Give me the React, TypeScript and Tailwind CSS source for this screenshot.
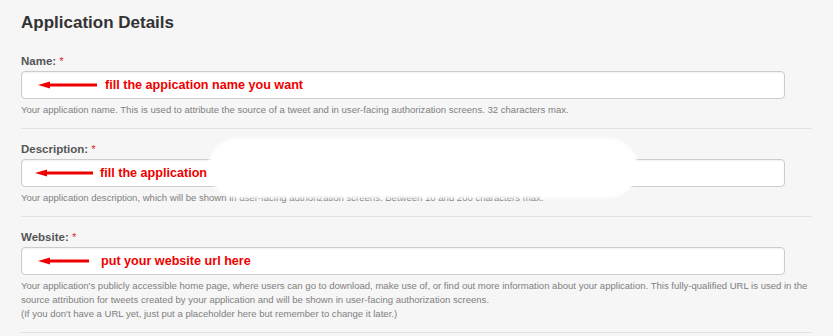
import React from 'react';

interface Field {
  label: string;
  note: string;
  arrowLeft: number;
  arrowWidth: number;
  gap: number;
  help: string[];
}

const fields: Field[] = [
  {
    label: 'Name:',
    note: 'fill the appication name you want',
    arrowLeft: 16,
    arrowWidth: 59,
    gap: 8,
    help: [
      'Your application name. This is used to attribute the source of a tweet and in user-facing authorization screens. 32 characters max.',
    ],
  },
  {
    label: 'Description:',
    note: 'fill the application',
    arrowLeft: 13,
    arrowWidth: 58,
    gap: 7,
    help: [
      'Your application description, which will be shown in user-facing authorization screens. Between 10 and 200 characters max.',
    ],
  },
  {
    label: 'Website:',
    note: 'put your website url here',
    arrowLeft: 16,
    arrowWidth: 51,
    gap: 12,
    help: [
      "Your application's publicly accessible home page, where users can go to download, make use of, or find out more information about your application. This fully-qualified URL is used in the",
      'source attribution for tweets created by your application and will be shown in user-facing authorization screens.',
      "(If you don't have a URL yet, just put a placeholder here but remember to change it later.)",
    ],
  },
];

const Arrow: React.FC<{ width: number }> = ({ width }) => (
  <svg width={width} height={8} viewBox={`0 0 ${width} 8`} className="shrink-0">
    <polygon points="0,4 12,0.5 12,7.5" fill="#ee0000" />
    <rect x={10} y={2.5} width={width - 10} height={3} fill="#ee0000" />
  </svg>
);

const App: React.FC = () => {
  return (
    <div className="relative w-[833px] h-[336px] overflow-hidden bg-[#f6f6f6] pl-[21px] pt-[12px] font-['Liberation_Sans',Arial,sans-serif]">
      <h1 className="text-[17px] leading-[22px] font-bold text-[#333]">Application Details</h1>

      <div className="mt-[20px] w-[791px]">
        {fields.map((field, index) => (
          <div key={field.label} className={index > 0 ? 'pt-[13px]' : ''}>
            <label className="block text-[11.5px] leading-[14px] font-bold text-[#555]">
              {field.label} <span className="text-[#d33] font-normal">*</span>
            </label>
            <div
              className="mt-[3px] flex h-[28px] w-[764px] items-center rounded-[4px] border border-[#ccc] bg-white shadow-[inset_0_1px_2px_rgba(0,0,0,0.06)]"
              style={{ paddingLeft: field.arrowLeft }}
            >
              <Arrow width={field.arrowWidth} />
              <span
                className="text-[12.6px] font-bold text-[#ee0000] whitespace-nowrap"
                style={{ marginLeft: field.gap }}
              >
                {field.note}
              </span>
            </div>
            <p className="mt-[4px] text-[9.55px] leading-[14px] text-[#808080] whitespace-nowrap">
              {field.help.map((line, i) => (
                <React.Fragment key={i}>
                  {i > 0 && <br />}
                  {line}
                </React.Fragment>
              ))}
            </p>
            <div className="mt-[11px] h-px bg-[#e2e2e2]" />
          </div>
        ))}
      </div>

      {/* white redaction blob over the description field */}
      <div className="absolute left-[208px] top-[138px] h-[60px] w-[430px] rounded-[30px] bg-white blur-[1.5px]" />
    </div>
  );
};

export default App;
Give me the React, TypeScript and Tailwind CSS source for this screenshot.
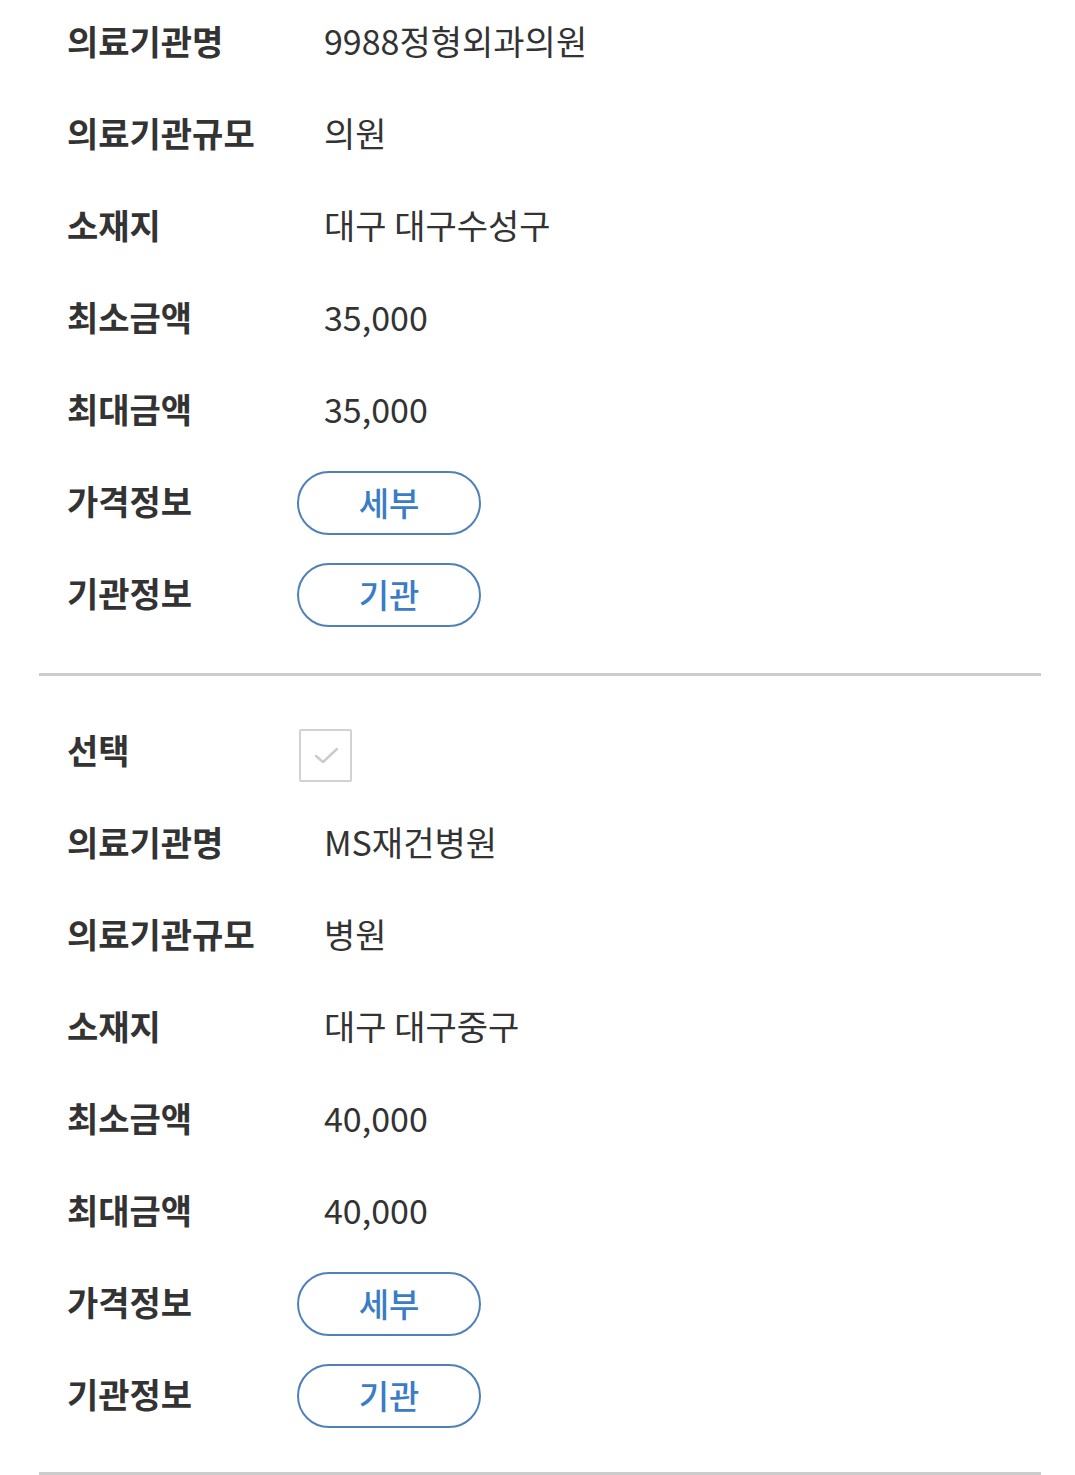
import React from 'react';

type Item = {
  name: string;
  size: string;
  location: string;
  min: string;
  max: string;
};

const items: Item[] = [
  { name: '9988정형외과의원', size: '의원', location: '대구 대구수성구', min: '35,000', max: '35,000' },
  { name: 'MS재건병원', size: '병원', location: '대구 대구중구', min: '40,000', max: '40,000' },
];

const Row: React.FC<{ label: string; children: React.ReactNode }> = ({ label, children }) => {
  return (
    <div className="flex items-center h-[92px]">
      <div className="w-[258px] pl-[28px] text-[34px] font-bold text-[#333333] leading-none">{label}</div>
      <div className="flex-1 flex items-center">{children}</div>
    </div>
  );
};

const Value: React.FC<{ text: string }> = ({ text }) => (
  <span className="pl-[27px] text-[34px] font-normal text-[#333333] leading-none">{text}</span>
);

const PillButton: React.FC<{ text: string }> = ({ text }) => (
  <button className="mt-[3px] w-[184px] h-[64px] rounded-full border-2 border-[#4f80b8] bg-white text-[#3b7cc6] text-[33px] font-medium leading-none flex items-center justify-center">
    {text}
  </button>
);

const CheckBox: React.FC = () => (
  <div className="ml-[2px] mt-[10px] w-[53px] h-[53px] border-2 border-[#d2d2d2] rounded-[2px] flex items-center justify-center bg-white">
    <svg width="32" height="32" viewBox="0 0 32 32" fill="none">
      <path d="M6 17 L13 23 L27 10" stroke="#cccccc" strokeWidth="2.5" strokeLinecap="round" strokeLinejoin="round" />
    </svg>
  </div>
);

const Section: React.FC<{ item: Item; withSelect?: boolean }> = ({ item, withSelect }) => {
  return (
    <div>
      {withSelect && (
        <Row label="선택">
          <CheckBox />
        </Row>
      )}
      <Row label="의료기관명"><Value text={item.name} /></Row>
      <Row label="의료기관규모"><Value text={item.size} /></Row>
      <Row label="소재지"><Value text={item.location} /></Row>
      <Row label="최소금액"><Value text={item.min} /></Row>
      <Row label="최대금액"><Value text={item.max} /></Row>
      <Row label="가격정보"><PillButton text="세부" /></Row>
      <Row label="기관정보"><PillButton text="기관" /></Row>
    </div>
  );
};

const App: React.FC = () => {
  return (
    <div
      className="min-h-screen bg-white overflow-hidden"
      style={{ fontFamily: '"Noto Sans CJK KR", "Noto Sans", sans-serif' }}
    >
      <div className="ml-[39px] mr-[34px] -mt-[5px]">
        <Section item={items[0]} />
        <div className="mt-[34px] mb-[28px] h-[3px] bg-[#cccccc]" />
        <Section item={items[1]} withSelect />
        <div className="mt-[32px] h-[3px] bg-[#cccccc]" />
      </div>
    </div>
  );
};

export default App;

==

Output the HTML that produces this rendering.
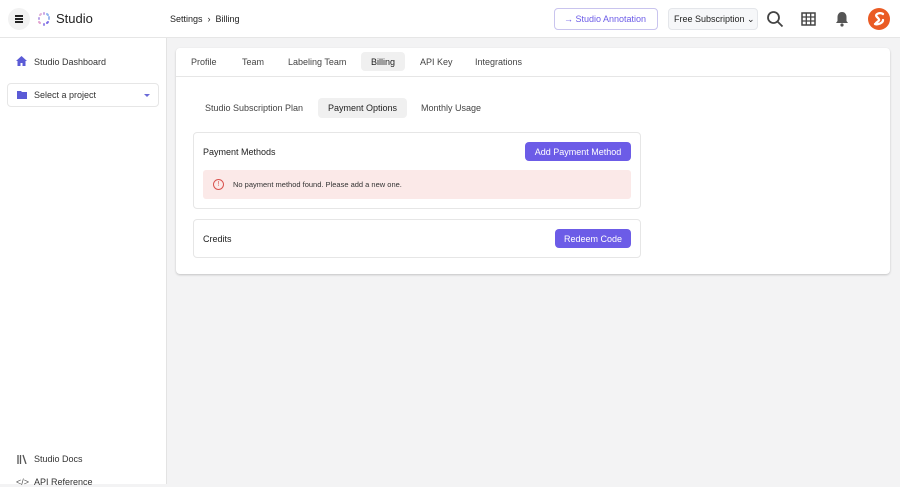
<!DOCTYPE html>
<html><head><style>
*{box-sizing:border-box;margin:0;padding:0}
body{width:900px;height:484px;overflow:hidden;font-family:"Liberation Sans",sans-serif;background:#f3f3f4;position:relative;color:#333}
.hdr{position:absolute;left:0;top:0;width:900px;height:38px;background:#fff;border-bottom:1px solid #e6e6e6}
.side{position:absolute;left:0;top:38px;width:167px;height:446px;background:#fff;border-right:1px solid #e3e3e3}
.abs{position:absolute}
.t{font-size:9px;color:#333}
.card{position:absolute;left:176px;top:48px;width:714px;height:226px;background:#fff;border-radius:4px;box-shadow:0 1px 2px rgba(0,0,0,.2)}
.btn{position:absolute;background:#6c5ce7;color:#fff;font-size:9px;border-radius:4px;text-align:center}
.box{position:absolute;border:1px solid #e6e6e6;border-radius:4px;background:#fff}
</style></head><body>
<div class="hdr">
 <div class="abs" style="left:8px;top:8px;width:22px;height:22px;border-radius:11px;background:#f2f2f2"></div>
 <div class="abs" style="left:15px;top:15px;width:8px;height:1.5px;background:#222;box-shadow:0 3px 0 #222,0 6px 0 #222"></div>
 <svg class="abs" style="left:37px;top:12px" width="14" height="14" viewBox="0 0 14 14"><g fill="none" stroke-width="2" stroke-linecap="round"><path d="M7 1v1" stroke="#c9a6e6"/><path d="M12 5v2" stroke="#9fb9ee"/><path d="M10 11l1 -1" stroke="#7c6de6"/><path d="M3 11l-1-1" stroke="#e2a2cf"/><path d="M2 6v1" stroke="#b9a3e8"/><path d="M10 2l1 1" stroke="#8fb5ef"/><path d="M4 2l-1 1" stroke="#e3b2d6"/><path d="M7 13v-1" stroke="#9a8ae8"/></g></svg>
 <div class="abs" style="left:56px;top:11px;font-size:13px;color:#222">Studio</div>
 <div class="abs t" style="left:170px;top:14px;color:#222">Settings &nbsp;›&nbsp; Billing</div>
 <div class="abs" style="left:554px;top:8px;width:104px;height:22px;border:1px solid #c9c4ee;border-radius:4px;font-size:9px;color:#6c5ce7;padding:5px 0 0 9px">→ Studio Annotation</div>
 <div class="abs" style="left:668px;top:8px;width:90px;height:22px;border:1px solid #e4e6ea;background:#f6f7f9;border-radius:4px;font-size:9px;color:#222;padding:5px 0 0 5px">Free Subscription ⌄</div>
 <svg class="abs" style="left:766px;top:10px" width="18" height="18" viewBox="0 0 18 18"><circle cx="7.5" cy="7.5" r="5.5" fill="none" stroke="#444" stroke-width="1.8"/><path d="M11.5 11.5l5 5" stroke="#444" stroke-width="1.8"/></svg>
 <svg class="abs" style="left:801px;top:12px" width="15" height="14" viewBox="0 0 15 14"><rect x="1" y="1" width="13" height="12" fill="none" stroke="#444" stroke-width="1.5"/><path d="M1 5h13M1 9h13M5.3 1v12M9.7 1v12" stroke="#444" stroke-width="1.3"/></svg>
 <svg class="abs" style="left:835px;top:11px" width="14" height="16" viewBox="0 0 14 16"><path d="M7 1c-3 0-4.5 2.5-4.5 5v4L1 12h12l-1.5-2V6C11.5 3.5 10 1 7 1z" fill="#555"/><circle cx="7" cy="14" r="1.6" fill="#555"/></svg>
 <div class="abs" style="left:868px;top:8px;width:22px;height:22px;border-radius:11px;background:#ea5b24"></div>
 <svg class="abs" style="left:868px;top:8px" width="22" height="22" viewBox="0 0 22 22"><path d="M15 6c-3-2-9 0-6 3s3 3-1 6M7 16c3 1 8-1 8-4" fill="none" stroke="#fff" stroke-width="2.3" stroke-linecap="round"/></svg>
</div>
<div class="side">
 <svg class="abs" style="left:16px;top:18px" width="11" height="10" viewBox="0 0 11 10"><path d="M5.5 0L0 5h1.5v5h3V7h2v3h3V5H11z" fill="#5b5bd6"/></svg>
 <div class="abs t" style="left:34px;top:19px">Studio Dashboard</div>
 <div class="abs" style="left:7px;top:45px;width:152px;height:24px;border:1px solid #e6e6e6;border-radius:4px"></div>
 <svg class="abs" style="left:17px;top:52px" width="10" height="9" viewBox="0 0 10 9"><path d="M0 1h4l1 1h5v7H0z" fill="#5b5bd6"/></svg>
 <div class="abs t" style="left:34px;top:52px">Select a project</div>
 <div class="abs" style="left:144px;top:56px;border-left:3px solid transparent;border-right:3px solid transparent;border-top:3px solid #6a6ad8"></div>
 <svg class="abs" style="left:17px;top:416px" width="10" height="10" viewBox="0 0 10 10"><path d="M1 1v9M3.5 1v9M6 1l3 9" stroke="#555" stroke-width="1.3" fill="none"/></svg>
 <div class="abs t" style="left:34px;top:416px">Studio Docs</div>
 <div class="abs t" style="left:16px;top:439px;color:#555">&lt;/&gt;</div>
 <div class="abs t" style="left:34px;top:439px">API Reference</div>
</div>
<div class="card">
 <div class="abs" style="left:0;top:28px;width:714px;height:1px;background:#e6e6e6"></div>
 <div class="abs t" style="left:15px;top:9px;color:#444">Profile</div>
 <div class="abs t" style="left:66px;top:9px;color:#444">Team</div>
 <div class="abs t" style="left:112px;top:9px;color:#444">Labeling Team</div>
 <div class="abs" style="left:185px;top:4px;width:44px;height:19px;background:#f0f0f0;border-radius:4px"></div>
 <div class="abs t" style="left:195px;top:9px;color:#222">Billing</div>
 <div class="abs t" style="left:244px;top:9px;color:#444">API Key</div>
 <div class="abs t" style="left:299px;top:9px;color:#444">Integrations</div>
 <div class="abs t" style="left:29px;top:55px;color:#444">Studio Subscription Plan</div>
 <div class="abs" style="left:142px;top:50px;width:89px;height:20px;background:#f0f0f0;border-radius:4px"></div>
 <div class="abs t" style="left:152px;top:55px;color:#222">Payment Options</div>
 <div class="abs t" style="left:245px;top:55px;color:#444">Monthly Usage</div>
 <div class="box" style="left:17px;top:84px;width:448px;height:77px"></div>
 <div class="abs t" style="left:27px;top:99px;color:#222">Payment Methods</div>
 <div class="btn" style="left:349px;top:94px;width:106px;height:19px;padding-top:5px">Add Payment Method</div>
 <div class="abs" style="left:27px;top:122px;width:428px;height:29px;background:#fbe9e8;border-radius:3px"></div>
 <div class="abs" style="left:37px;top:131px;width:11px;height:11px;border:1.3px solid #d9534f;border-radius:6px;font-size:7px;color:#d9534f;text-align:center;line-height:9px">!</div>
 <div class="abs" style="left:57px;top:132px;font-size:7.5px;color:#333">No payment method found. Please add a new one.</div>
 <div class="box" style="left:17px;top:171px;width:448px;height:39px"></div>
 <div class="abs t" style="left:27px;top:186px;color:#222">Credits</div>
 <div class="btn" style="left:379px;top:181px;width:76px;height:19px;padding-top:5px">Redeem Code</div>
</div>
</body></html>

WHAT TO WORK ON:
Only lines with the word "source" should be collected from the material.

ANSWER TO THE PROBLEM:
Give me the React, TypeScript and Tailwind CSS source for this screenshot.
      'Your application name. This is used to attribute the source of a tweet and in user-facing authorization screens. 32 characters max.',
      'source attribution for tweets created by your application and will be shown in user-facing authorization screens.',
Give me the React, TypeScript and Tailwind CSS source for this screenshot.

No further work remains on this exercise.